L’alliance entre le social et l’environnemental
J’aimerais illustrer ce qui précède avec deux citations tirées du site internet de l’Action Patrimoine Pavés Platanes...
À propos de l’avenue du Port : « Nous admirons l’ingéniosité et le soin qui ont présidé à sa création, nous en admirons la grandeur, l’ampleur, et nous chérissons et respectons le savoir-faire et le travail qui ont été inclus dans cette œuvre. Nous saluons l’artisan et l’ingénieur : c’est du travail bien fait. Nous aimons nous souvenir de la quantité de labeur incluse dans cette œuvre. Nous sommes attristés du manque d’entretien qui a amené l’état actuel. »
À propos de l’alliance souhaitée entre le social et environnemental : « Nous voulons favoriser l’emploi ouvrier (Bruxelles en manque cruellement, et c’est la raison de l’insécurité dans les quartiers pauvres). Nous aimons que de l’argent soit dépensé en salaires de manœuvres, de paveurs, d’élagueurs, de cantonniers. Cet argent rentre dans le circuit économique, et favorise la prospérité générale.
L’espace public est très mal entretenu : on laisse les choses se dégrader, et puis on constate subitement qu’il faut tout refaire. Nous voulons voir porter l’effort sur les dépenses d’entretien et de réparation plutôt que sur les dépenses de construction à neuf.
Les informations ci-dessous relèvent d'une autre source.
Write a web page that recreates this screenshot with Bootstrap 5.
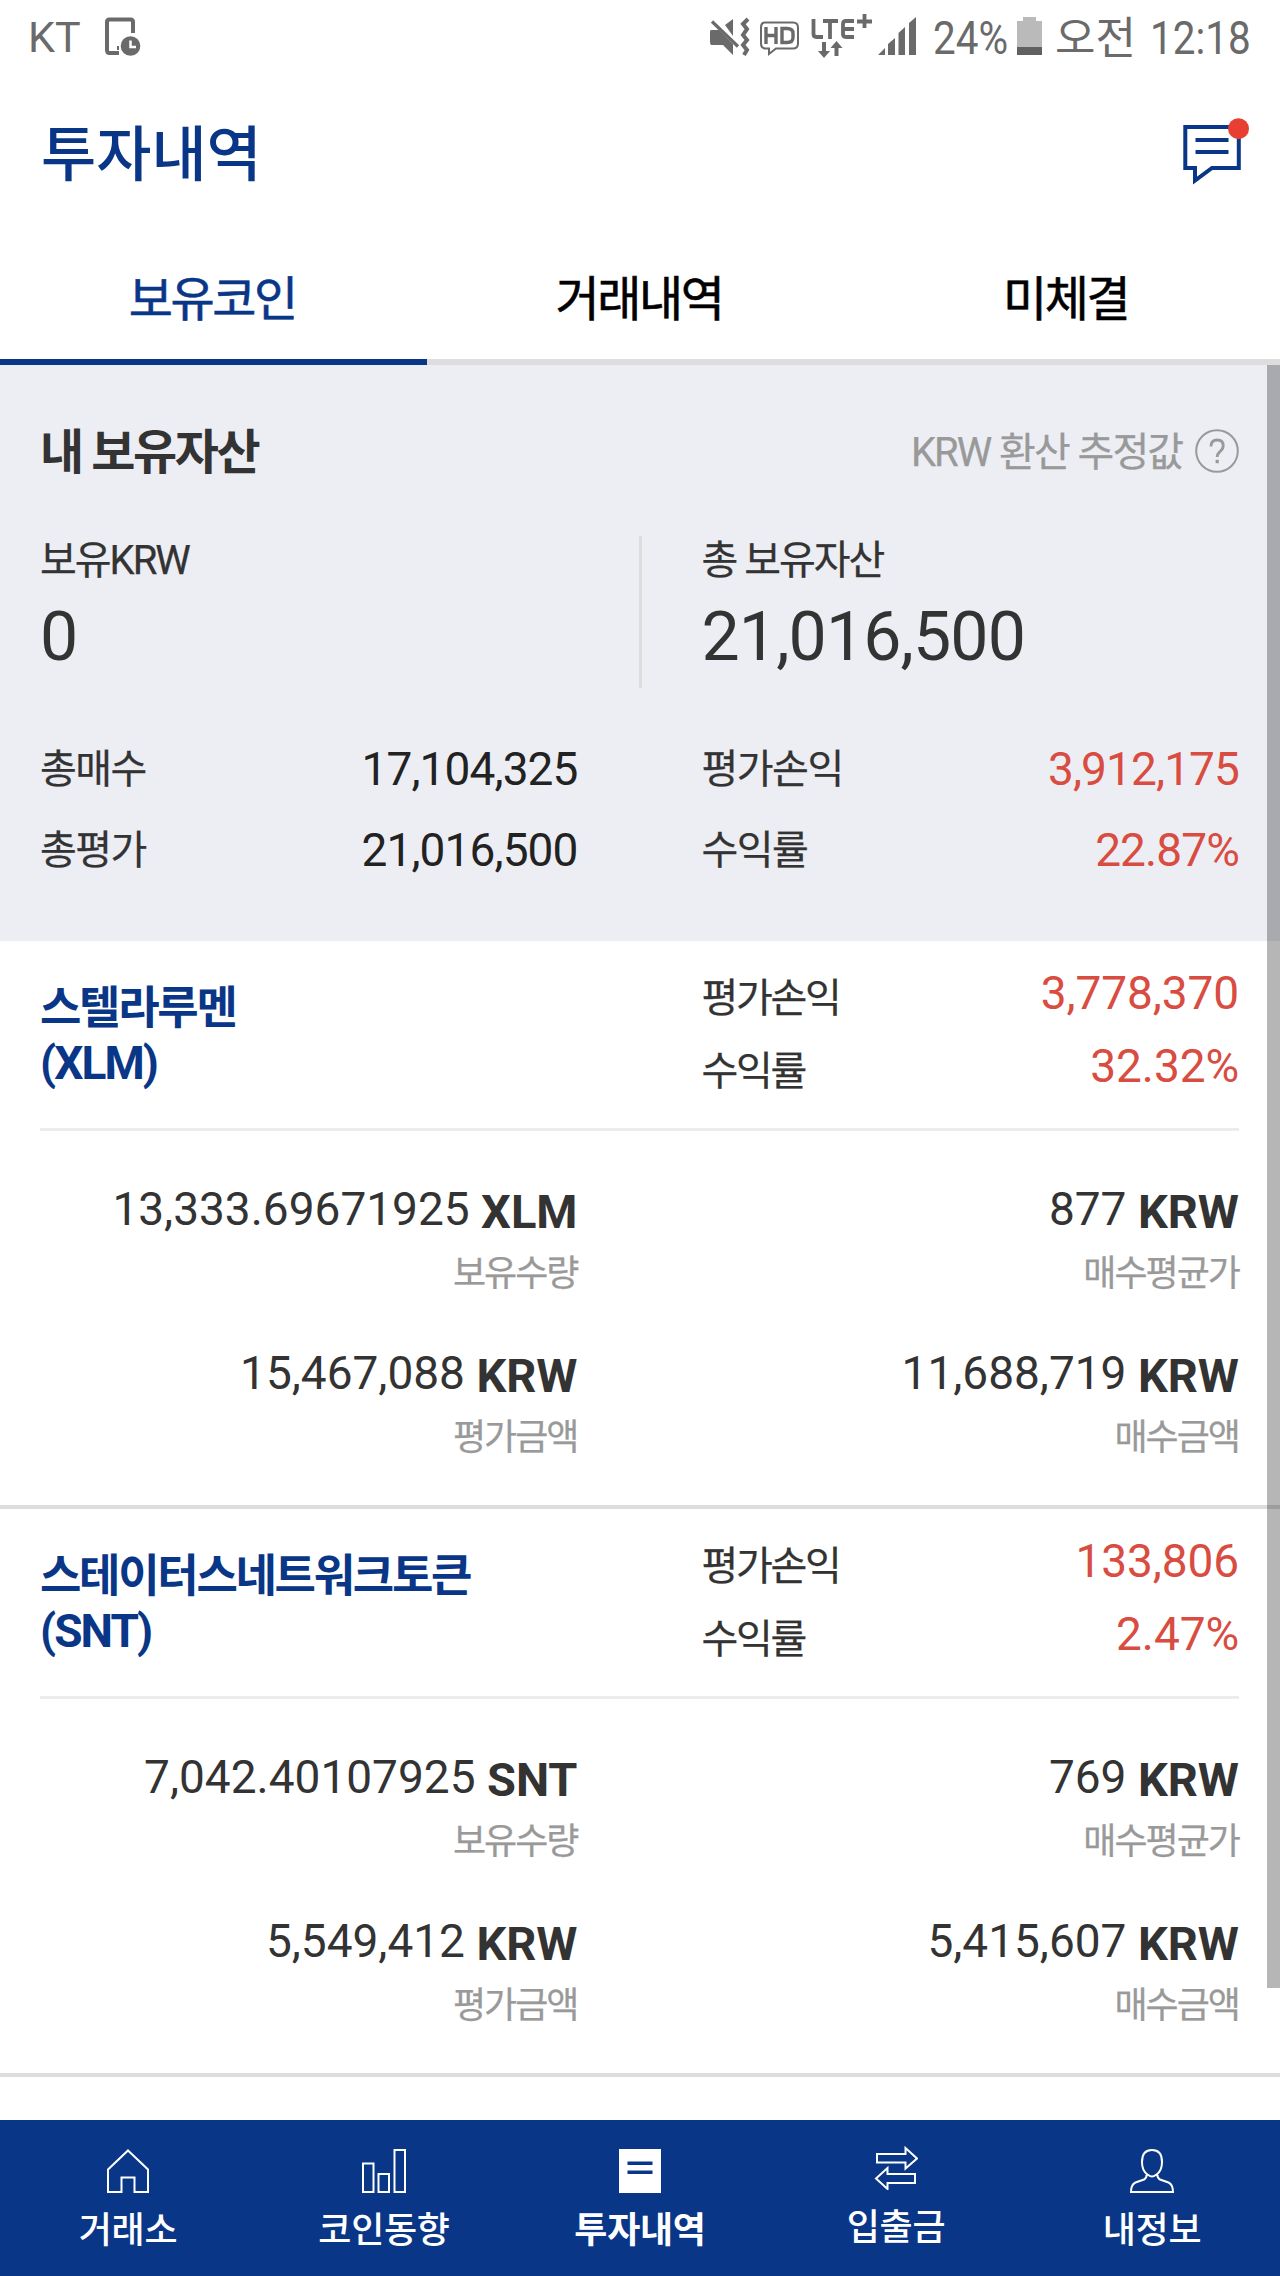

Nous voulons des projets urbains à haute intensité de main-d’œuvre et à basse consommation d’énergie. »
Quelle est la proportion des 8 000 signataires de la pétition qui ont compris ces enjeux ? Je n’oserais pas parier... car il est plus simple aujourd’hui se mobiliser pour réclamer un piétonnier... que pour protester contre les loyers trop élevés...
En ce sens, je dirais que les luttes actuelles qui se cristallisent autour de la défense des arbres d’alignement sont assez éloignées des luttes qui précèdent.
Pour des raisons qui seraient certainement trop longues à expliquer aujourd’hui et qui mériteraient un nouveau colloque au parlement.
[1] Conférence publique dans le cadre du colloque « Les arbres ont-ils droit de cité ? » organisé au Parlement bruxellois le 28 mai 2013.